В: Почему люди, вместо того, чтобы
привнести это в свою жизнь, наоборот, уходят от действительности? Начинают
играть в «толкиенутых» и прочее?
О: Люди сплошь и рядом путают
внутренне и внешнее. Куда проще биться на деревянных мечах, чем заглянуть в
лицо самому себе. И увидеть там… маленького испуганного ребенка.
В: Или то зло, что описано в твоем
новом романе «Зов Госпожи». Кстати, Госпожа – кто она?
О: Тьма.
В Что такое Тьма.
О: Это дьявол, без того налета
обаяния, который частенько ему приписывают. Это бесконечное и бессмысленное
зло. Могу посоветовать прочитать «Космическую Трилогию» Клайва
Льюиса, там об этом написано вполне достаточно.
Не нужно приукрашивать зло. Зло отвратительно, в какие бы личины
оно ни рядилось.
В: Хочу затронуть опасную тему. Тему сатанистов.
О: Это действительно опасная тема,
потому что от таких вещей нужно держаться как можно дальше. Посулы
Тьмы бывают крайне соблазнительны, и лучше не доводить дело до них. Лучше уйти…
раньше.
Мне жаль этих людей. Они ищут величия любой ценой, и не понимают, чем платят.
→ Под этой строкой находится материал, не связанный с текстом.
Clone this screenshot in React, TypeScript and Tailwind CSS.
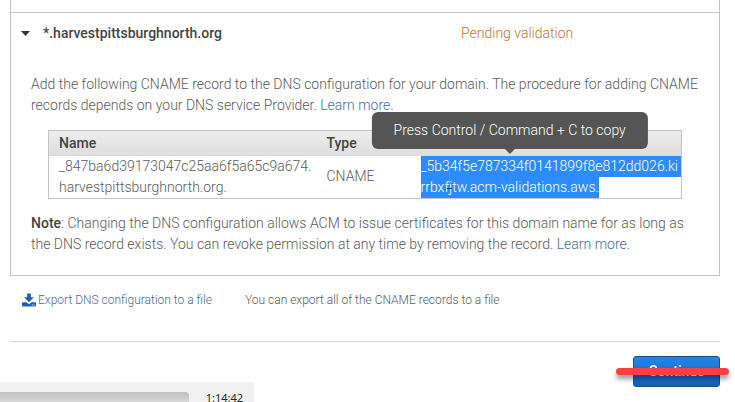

Многие из них могли бы стать если не великими, то весьма достойными людьми. Но
не устояли. Я их не осуждаю, у меня болит за них душа.
В: Тебе их жаль, но ведь на них страшная
вина…
О: А кто невинен? А кто?
В Ты считаешь, что в той или иной
степени это свойственно всем?
О: Нет, конечно
есть разница между мелкими бытовыми грешками и убийством младенца. Но как
писатель я должна ставить себя на место всех своих героев, даже самых ужасных и
отвратительных. Сострадать можно даже виновному. Кто знает, что привело их к
такой жизни? Пусть Бог судит…
В В твоем романе описана не только
Тьма, но и мир совершенной Красоты. Расскажи об этом.
О: Этот мир очень хрупок и вечен. Его
разрушали тысячу раз, но он возрождался. Записать эту историю для меня было
велением свыше, как бы выспренно это ни звучало. Золотой Замок, стоящий на
скале посреди озера, преследовал меня много лет. Этот замок есть у всех. Это
как Небесный Сион… Символ всего идеального, что только есть в нашей душе. Мы
должны оберегать этот Замок от посягательств Тьмы.
В Неслучайно ты назвала свой сайт Fairy-Castle?
О: Он, конечно, рангом поменьше, но в
чем-то связан с тем. Там тоже будет библиотека и прочие прелести. Рекомендую
заглянуть. Он появится в сети в течение ближайших двух-трех месяцев.